Resource savings by urban mining: The case of desktop and laptop computers in Belgium

Resources, Conservation and Recycling, 107:53–64.

Abstract Waste electrical and electronic equipment (WEEE) has become increasingly important over the last years. Additionally, the European Union recognizes the growing importance of raw materials, and the crucial role of recycling. In this study the performance of WEEE recycling was assessed for the case of desktop and laptop computers in Belgium in 2013. The analysis was performed in four steps. First, the recycling chain is analyzed through material flow analysis (MFA) at the level of specific materials.

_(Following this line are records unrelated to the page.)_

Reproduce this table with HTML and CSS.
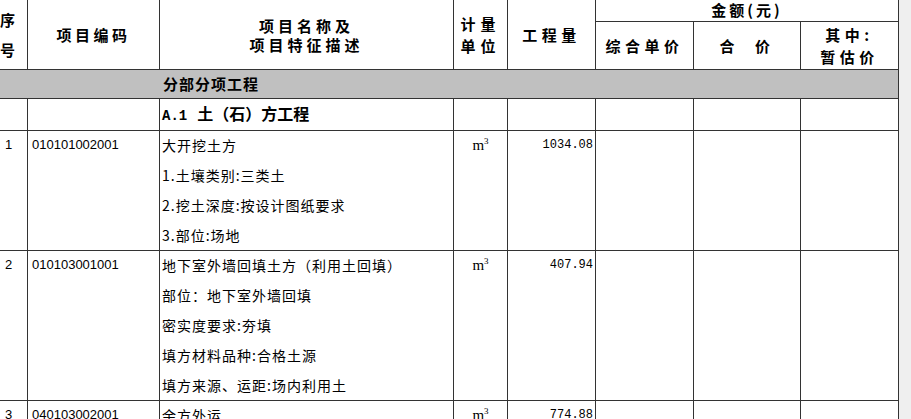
FILE: index.html
```html
<!DOCTYPE html>
<html lang="zh-CN">
<head>
<meta charset="utf-8">
<title>分部分项工程量清单</title>
<link rel="stylesheet" href="styles.css">
</head>
<body>
<div class="page">
  <div class="viewport">
    <table class="sheet">
      <colgroup>
        <col class="c-no"><col class="c-code"><col class="c-desc"><col class="c-unit">
        <col class="c-qty"><col class="c-price"><col class="c-total"><col class="c-est">
      </colgroup>
      <thead>
        <tr class="h1">
          <th rowspan="2" class="hd hd-no">序<br>号</th>
          <th rowspan="2" class="hd hd-code">项目编码</th>
          <th rowspan="2" class="hd hd-desc">项目名称及<br>项目特征描述</th>
          <th rowspan="2" class="hd hd-unit">计量<br>单位</th>
          <th rowspan="2" class="hd hd-qty">工程量</th>
          <th colspan="3" class="hd hd-money">金额(元)</th>
        </tr>
        <tr class="h2">
          <th class="hd hd-sub">综合单价</th>
          <th class="hd hd-sub">合&nbsp;&nbsp;价</th>
          <th class="hd hd-est">其中:<br>暂估价</th>
        </tr>
      </thead>
      <tbody>
        <tr class="r-group">
          <td colspan="8" class="group">分部分项工程</td>
        </tr>
        <tr class="r-sec">
          <td></td><td></td>
          <td class="sec"><span class="sec-code">A.1</span>土（石）方工程</td>
          <td></td><td></td><td></td><td></td><td></td>
        </tr>
        <tr class="r-item">
          <td class="no">1</td>
          <td class="code">010101002001</td>
          <td class="desc">
            <div class="ln">大开挖土方</div>
            <div class="ln">1.土壤类别:三类土</div>
            <div class="ln">2.挖土深度:按设计图纸要求</div>
            <div class="ln">3.部位:场地</div>
          </td>
          <td class="unit">m<sup>3</sup></td>
          <td class="qty">1034.08</td>
          <td></td><td></td><td></td>
        </tr>
        <tr class="r-item">
          <td class="no">2</td>
          <td class="code">010103001001</td>
          <td class="desc">
            <div class="ln">地下室外墙回填土方（利用土回填）</div>
            <div class="ln">部位：地下室外墙回填</div>
            <div class="ln">密实度要求:夯填</div>
            <div class="ln">填方材料品种:合格土源</div>
            <div class="ln">填方来源、运距:场内利用土</div>
          </td>
          <td class="unit">m<sup>3</sup></td>
          <td class="qty">407.94</td>
          <td></td><td></td><td></td>
        </tr>
        <tr class="r-item">
          <td class="no">3</td>
          <td class="code">040103002001</td>
          <td class="desc">
            <div class="ln">余方外运</div>
          </td>
          <td class="unit">m<sup>3</sup></td>
          <td class="qty">774.88</td>
          <td></td><td></td><td></td>
        </tr>
      </tbody>
    </table>
  </div>
  <div class="strip"></div>
</div>
</body>
</html>
```
FILE: styles.css
```css
html, body {
  margin: 0;
  padding: 0;
  background: #ffffff;
}

.page {
  display: flex;
  width: 911px;
  height: 419px;
  overflow: hidden;
}

.viewport {
  width: 899px;
  height: 419px;
  overflow: hidden;
  flex: none;
}

.strip {
  flex: 1;
  background: #efefef;
}

.sheet {
  border-collapse: collapse;
  table-layout: fixed;
  width: 899px;
  margin: -1px 0 0 -1px;
  font-family: "Noto Sans CJK SC", "Liberation Sans", sans-serif;
  color: #000;
}

.sheet th,
.sheet td {
  border: 1px solid #333;
  padding: 0;
}

.c-no { width: 28px; }
.c-code { width: 132px; }
.c-desc { width: 294px; }
.c-unit { width: 54px; }
.c-qty { width: 88px; }
.c-price { width: 98px; }
.c-total { width: 107px; }
.c-est { width: 98px; }

/* header */
.h1 { height: 22px; }
.h2 { height: 48px; }

.hd {
  font-weight: 700;
  font-size: 15px;
  text-align: center;
  vertical-align: middle;
  line-height: 20px;
}

.hd-no {
  text-align: left;
  padding-left: 2px;
  line-height: 30px;
  letter-spacing: 0;
}

.hd-code { letter-spacing: 3.5px; padding-left: 3px; }

.hd-desc {
  letter-spacing: 4px;
  line-height: 19px;
  padding-bottom: 4px;
  padding-left: 4px;
}

.hd-unit {
  letter-spacing: 5px;
  line-height: 22px;
  padding-bottom: 5px;
  padding-left: 5px;
}

.hd-qty { letter-spacing: 4.5px; padding-left: 4px; }

.hd-money {
  line-height: 20px;
  letter-spacing: 3px;
  padding-left: 3px;
  vertical-align: top;
}

.hd-sub {
  letter-spacing: 4.5px;
  padding-left: 4px;
}

.hd-est {
  letter-spacing: 4.5px;
  line-height: 22px;
  padding-left: 4px;
}

/* body rows */
.r-group { height: 29px; }
.r-sec { height: 29px; }

.group {
  background: #c0c0c0;
  font-weight: 700;
  font-size: 15px;
  letter-spacing: 1px;
  padding-left: 163px !important;
  vertical-align: middle;
  line-height: 28px;
}

.sec {
  font-weight: 700;
  font-size: 16px;
  padding-left: 2px !important;
  vertical-align: middle;
  line-height: 28px;
  white-space: nowrap;
}

.sec-code {
  font-family: "Liberation Mono", "DejaVu Sans Mono", monospace;
  font-size: 14px;
  font-weight: 700;
  margin-right: 10px;
}

.r-item td {
  vertical-align: top;
  line-height: 28px;
}

.no {
  font-family: "Liberation Sans", sans-serif;
  font-size: 13px;
  padding-left: 5px !important;
}

.code {
  font-family: "Liberation Sans", sans-serif;
  font-size: 13px;
  padding-left: 4px !important;
}

.desc {
  padding-left: 2px !important;
  font-size: 14px;
  letter-spacing: 1px;
}

.ln {
  height: 30px;
  line-height: 28px;
  white-space: nowrap;
}

.ln:last-child {
  height: 29px;
}

.unit {
  text-align: center;
  font-family: "Liberation Serif", serif;
  font-size: 15px;
}

.unit sup {
  font-size: 9px;
  line-height: 0;
  vertical-align: 6px;
}

.qty {
  text-align: right;
  font-family: "Liberation Mono", monospace;
  font-size: 12px;
  padding-right: 2px !important;
}
```
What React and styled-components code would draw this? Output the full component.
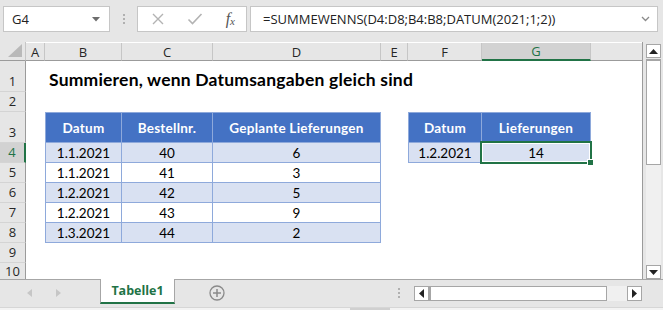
import styled, { createGlobalStyle } from 'styled-components';

const GlobalStyle = createGlobalStyle`
  html, body {
    margin: 0;
    padding: 0;
    background: #e6e6e6;
  }
  body {
    width: 663px;
    height: 310px;
    overflow: hidden;
    font-family: 'Open Sans', sans-serif;
  }
`;

const GREEN = '#217346';
const LINE = '#8ea9db';

const columns = ['A', 'B', 'C', 'D', 'E', 'F', 'G'];
const rowNumbers = [1, 2, 3, 4, 5, 6, 7, 8, 9, 10];

const orders = [
  ['1.1.2021', 40, 6],
  ['1.1.2021', 41, 3],
  ['1.2.2021', 42, 5],
  ['1.2.2021', 43, 9],
  ['1.3.2021', 44, 2],
];

function App() {
  return (
    <Window>
      <GlobalStyle />
      <FormulaBar>
        <NameBox>
          <span>G4</span>
          <svg width='8' height='5' viewBox='0 0 8 5'>
            <path d='M0 0h8L4 4.5z' fill='#6d6d6d' />
          </svg>
        </NameBox>
        <Grip>
          <i />
          <i />
          <i />
        </Grip>
        <IconBox>
          <svg width='14' height='14' viewBox='0 0 14 14'>
            <path d='M2 2l10 10M12 2L2 12' stroke='#b3b3b3' strokeWidth='1.4' />
          </svg>
          <svg width='16' height='14' viewBox='0 0 16 14'>
            <path d='M1.5 7.5l4 4L14.5 2' stroke='#b3b3b3' strokeWidth='1.6' fill='none' />
          </svg>
          <Fx>
            f<sub>x</sub>
          </Fx>
        </IconBox>
        <FormulaInput>
          <span>=SUMMEWENNS(D4:D8;B4:B8;DATUM(2021;1;2))</span>
          <svg width='9' height='6' viewBox='0 0 9 6'>
            <path d='M1 1l3.5 3.5L8 1' stroke='#8a8a8a' strokeWidth='1.3' fill='none' />
          </svg>
        </FormulaInput>
      </FormulaBar>

      <Main>
        <Sheet>
          <Corner>
            <svg width='14' height='13' viewBox='0 0 14 13'>
              <path d='M14 0v13H0z' fill='#b9b9b9' />
            </svg>
          </Corner>
          {columns.map((c, i) => (
            <ColHead key={c} $col={i + 2} $active={c === 'G'}>
              {c}
            </ColHead>
          ))}
          <ColHead $col={9} $blank />

          {rowNumbers.map((n, i) => (
            <RowHead key={n} $row={i + 2} $active={n === 4} $cut={n === 10}>
              {n}
            </RowHead>
          ))}

          <Title>Summieren, wenn Datumsangaben gleich sind</Title>

          <TCell $col={3} $row={4} $head $first>
            Datum
          </TCell>
          <TCell $col={4} $row={4} $head>
            Bestellnr.
          </TCell>
          <TCell $col={5} $row={4} $head>
            Geplante Lieferungen
          </TCell>
          {orders.map((r, i) => [
            <TCell key={`b${i}`} $col={3} $row={i + 5} $alt={i % 2 === 0} $first>
              {r[0]}
            </TCell>,
            <TCell key={`c${i}`} $col={4} $row={i + 5} $alt={i % 2 === 0}>
              {r[1]}
            </TCell>,
            <TCell key={`d${i}`} $col={5} $row={i + 5} $alt={i % 2 === 0}>
              {r[2]}
            </TCell>,
          ])}

          <TCell $col={7} $row={4} $head $first>
            Datum
          </TCell>
          <TCell $col={8} $row={4} $head>
            Lieferungen
          </TCell>
          <TCell $col={7} $row={5} $alt $first>
            1.2.2021
          </TCell>
          <TCell $col={8} $row={5} $alt>
            14
            <Selection>
              <Handle />
            </Selection>
          </TCell>
        </Sheet>

        <VScroll>
          <ArrowBox>
            <svg width='9' height='5' viewBox='0 0 9 5'>
              <path d='M0 5h9L4.5 0z' fill='#222' />
            </svg>
          </ArrowBox>
          <VThumb />
          <Spacer />
          <ArrowBox>
            <svg width='9' height='5' viewBox='0 0 9 5'>
              <path d='M0 0h9L4.5 5z' fill='#222' />
            </svg>
          </ArrowBox>
        </VScroll>
      </Main>

      <BottomBar>
        <TabNav>
          <svg width='5' height='8' viewBox='0 0 5 8'>
            <path d='M5 0v8L0 4z' fill='#c6c6c6' />
          </svg>
          <svg width='5' height='8' viewBox='0 0 5 8'>
            <path d='M0 0v8l5-4z' fill='#c6c6c6' />
          </svg>
        </TabNav>
        <SheetTab>Tabelle1</SheetTab>
        <AddSheet>
          <svg width='16' height='16' viewBox='0 0 16 16'>
            <circle cx='8' cy='8' r='7' stroke='#8a8a8a' strokeWidth='1.3' fill='none' />
            <path d='M8 4v8M4 8h8' stroke='#8a8a8a' strokeWidth='1.5' />
          </svg>
        </AddSheet>
        <SplitGrip>
          <i />
          <i />
          <i />
        </SplitGrip>
        <HScroll>
          <ArrowBox $h>
            <svg width='5' height='9' viewBox='0 0 5 9'>
              <path d='M5 0v9L0 4.5z' fill='#222' />
            </svg>
          </ArrowBox>
          <HThumb />
          <HTrack />
          <ArrowBox $h>
            <svg width='5' height='9' viewBox='0 0 5 9'>
              <path d='M0 0v9l5-4.5z' fill='#222' />
            </svg>
          </ArrowBox>
        </HScroll>
      </BottomBar>
      <StatusStrip>
        <span />
      </StatusStrip>
    </Window>
  );
}

const Window = styled.div`
  width: 663px;
  height: 310px;
  display: flex;
  flex-direction: column;
  background: #e6e6e6;
`;

const FormulaBar = styled.div`
  height: 42px;
  box-sizing: border-box;
  padding-top: 6px;
  display: flex;
  align-items: flex-start;
`;

const NameBox = styled.div`
  margin-left: 3px;
  width: 107px;
  height: 26px;
  box-sizing: border-box;
  border: 1px solid #c6c6c6;
  background: #fff;
  display: flex;
  align-items: center;
  justify-content: space-between;
  padding: 0 9px 0 8px;
  font-size: 13px;
  color: #222;
`;

const Grip = styled.div`
  width: 27px;
  height: 26px;
  display: flex;
  flex-direction: column;
  align-items: center;
  justify-content: center;
  gap: 2px;

  i {
    width: 2px;
    height: 2px;
    background: #b0b0b0;
  }
`;

const IconBox = styled.div`
  width: 110px;
  height: 26px;
  box-sizing: border-box;
  border: 1px solid #c6c6c6;
  background: #fff;
  display: flex;
  align-items: center;
  padding: 0 11px 0 13px;
  justify-content: space-between;
`;

const Fx = styled.span`
  font-family: 'Liberation Serif', serif;
  font-style: italic;
  font-size: 16px;
  color: #555;
  line-height: 1;

  sub {
    font-size: 11px;
    vertical-align: -1px;
  }
`;

const FormulaInput = styled.div`
  margin-left: 3px;
  width: 408px;
  height: 26px;
  box-sizing: border-box;
  border: 1px solid #c6c6c6;
  background: #fff;
  display: flex;
  align-items: center;
  justify-content: space-between;
  padding: 0 7px 0 12px;
  font-size: 13px;
  color: #222;
  white-space: nowrap;
`;

const Main = styled.div`
  height: 237px;
  display: flex;
`;

const Sheet = styled.div`
  width: 643px;
  box-sizing: border-box;
  border-right: 1px solid #9b9b9b;
  background: #fff;
  display: grid;
  grid-template-columns: 26px 19px 77px 91px 168px 27px 74px 109px 1fr;
  grid-template-rows: 19px 31px 20px 31px repeat(6, 20px) 1fr;
  overflow: hidden;
  font-family: 'Lato', sans-serif;
  font-size: 13.5px;
  color: #000;
`;

const Corner = styled.div`
  grid-column: 1;
  grid-row: 1;
  background: #e6e6e6;
  box-sizing: border-box;
  border-right: 1px solid #c6c6c6;
  border-bottom: 1px solid #9b9b9b;
  display: flex;
  align-items: flex-end;
  justify-content: flex-end;
  padding: 0 3px 3px 0;
`;

const ColHead = styled.div`
  grid-column: ${(p) => p.$col};
  grid-row: 1;
  box-sizing: border-box;
  background: ${(p) => (p.$active ? '#d2d2d2' : '#e6e6e6')};
  border-right: ${(p) => (p.$blank ? 'none' : '1px solid #c6c6c6')};
  border-bottom: ${(p) => (p.$active ? `2px solid ${GREEN}` : '1px solid #9b9b9b')};
  margin-top: 1px;
  display: flex;
  align-items: center;
  justify-content: center;
  font-family: 'Open Sans', sans-serif;
  font-size: 13px;
  color: ${(p) => (p.$active ? GREEN : '#262626')};
`;

const RowHead = styled.div`
  grid-column: 1;
  grid-row: ${(p) => p.$row};
  box-sizing: border-box;
  background: ${(p) => (p.$active ? '#d2d2d2' : '#e6e6e6')};
  border-bottom: ${(p) => (p.$cut ? 'none' : '1px solid #d4d4d4')};
  border-right: ${(p) => (p.$active ? `2px solid ${GREEN}` : '1px solid #9b9b9b')};
  display: flex;
  align-items: ${(p) => (p.$cut ? 'center' : 'flex-end')};
  justify-content: center;
  padding-bottom: ${(p) => (p.$cut ? '0' : '1px')};
  font-family: 'Open Sans', sans-serif;
  font-size: 13px;
  line-height: ${(p) => (p.$cut ? '16px' : '18px')};
  color: ${(p) => (p.$active ? GREEN : '#262626')};
`;

const Title = styled.div`
  grid-column: 3 / span 6;
  grid-row: 2;
  align-self: end;
  padding: 0 0 2px 4px;
  font-size: 17.5px;
  letter-spacing: 0.2px;
  font-weight: 700;
  white-space: nowrap;
`;

const TCell = styled.div`
  position: relative;
  grid-column: ${(p) => p.$col};
  grid-row: ${(p) => p.$row};
  box-sizing: border-box;
  border-right: 1px solid ${LINE};
  border-bottom: 1px solid ${LINE};
  border-left: ${(p) => (p.$first ? `1px solid ${LINE}` : 'none')};
  border-top: ${(p) => (p.$head ? `1px solid ${LINE}` : 'none')};
  background: ${(p) => (p.$head ? '#4472c4' : p.$alt ? '#d9e1f2' : '#fff')};
  color: ${(p) => (p.$head ? '#fff' : '#000')};
  font-weight: ${(p) => (p.$head ? 700 : 400)};
  letter-spacing: ${(p) => (p.$head ? '0.25px' : '0')};
  display: flex;
  align-items: center;
  justify-content: center;
  white-space: nowrap;
`;

const Selection = styled.div`
  position: absolute;
  left: -2px;
  top: -2px;
  right: -2px;
  bottom: -2px;
  border: 2px solid ${GREEN};
  box-shadow: inset 0 0 0 1px #fff;
`;

const Handle = styled.div`
  position: absolute;
  right: -4px;
  bottom: -4px;
  width: 5px;
  height: 5px;
  background: ${GREEN};
  border: 1px solid #fff;
`;

const VScroll = styled.div`
  width: 20px;
  box-sizing: border-box;
  padding: 2px 2px 0 3px;
  display: flex;
  flex-direction: column;
`;

const ArrowBox = styled.div`
  width: 15px;
  height: ${(p) => (p.$h ? '15px' : '14px')};
  flex-shrink: 0;
  box-sizing: border-box;
  border: 1px solid #a6a6a6;
  background: #fff;
  display: flex;
  align-items: center;
  justify-content: center;
`;

const VThumb = styled.div`
  margin-top: 1px;
  height: 106px;
  box-sizing: border-box;
  border: 1px solid #a6a6a6;
  border-top-width: 2px;
  background: #fff;
`;

const Spacer = styled.div`
  flex: 1;
  background: #f0f0f0;
`;

const BottomBar = styled.div`
  height: 28px;
  box-sizing: border-box;
  border-top: 1px solid #a6a6a6;
  display: flex;
  align-items: flex-start;
`;

const TabNav = styled.div`
  width: 100px;
  height: 26px;
  display: flex;
  align-items: center;
  gap: 24px;
  padding-left: 27px;
  box-sizing: border-box;
`;

const SheetTab = styled.div`
  margin-top: -1px;
  width: 75px;
  height: 25px;
  box-sizing: border-box;
  background: #fff;
  border: 1px solid #a6a6a6;
  border-top: none;
  border-bottom: 2px solid ${GREEN};
  display: flex;
  align-items: center;
  justify-content: center;
  font-size: 12.5px;
  font-weight: 700;
  color: ${GREEN};
`;

const AddSheet = styled.div`
  margin-left: 34px;
  height: 26px;
  display: flex;
  align-items: center;
`;

const SplitGrip = styled.div`
  margin-left: 173px;
  height: 26px;
  display: flex;
  flex-direction: column;
  justify-content: center;
  gap: 2px;

  i {
    width: 2px;
    height: 2px;
    background: #b0b0b0;
  }
`;

const HScroll = styled.div`
  margin: 6px 0 0 14px;
  width: 228px;
  height: 15px;
  display: flex;
`;

const HThumb = styled.div`
  width: 178px;
  box-sizing: border-box;
  border: 1px solid #a6a6a6;
  border-left-width: 2px;
  background: #fff;
`;

const HTrack = styled.div`
  flex: 1;
  background: #f0f0f0;
`;

const StatusStrip = styled.div`
  flex: 1;
  border-top: 1px solid #d6d6d6;
  background: #f3f3f3;
  padding-left: 350px;

  span {
    display: block;
    width: 40px;
    height: 100%;
    background: #d0d0d0;
  }
`;

export default App;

Second, an indicator is calculated, which quantifies the effectively recycled weight ratios of the specific materials. Third, a second indicator expresses the recycling efficiency of so-called critical raw materials. Finally, the natural resource consumption of the recycling scheme in a life cycle perspective is calculated using the Cumulative Exergy Extraction from the Natural Environment (CEENE) method, and is benchmarked with a landfill scenario. Overall, the results show that base metals such as ferrous metals, aluminium and copper are recycled to a large extent, but that for precious metals improvements still can be made. The input of criticality (arising from the incoming mass, as well as the individual criticality value of the assessed material) mainly comes from base metals, resulting in a high recovery performance of raw materials criticality. Finally, the natural resource consumption of the recycling scenario is much smaller than in case of landfilling the WEEE: 80 and 87% less resource consumption is achieved for desktops and laptops respectively, hence saving significant primary raw materials.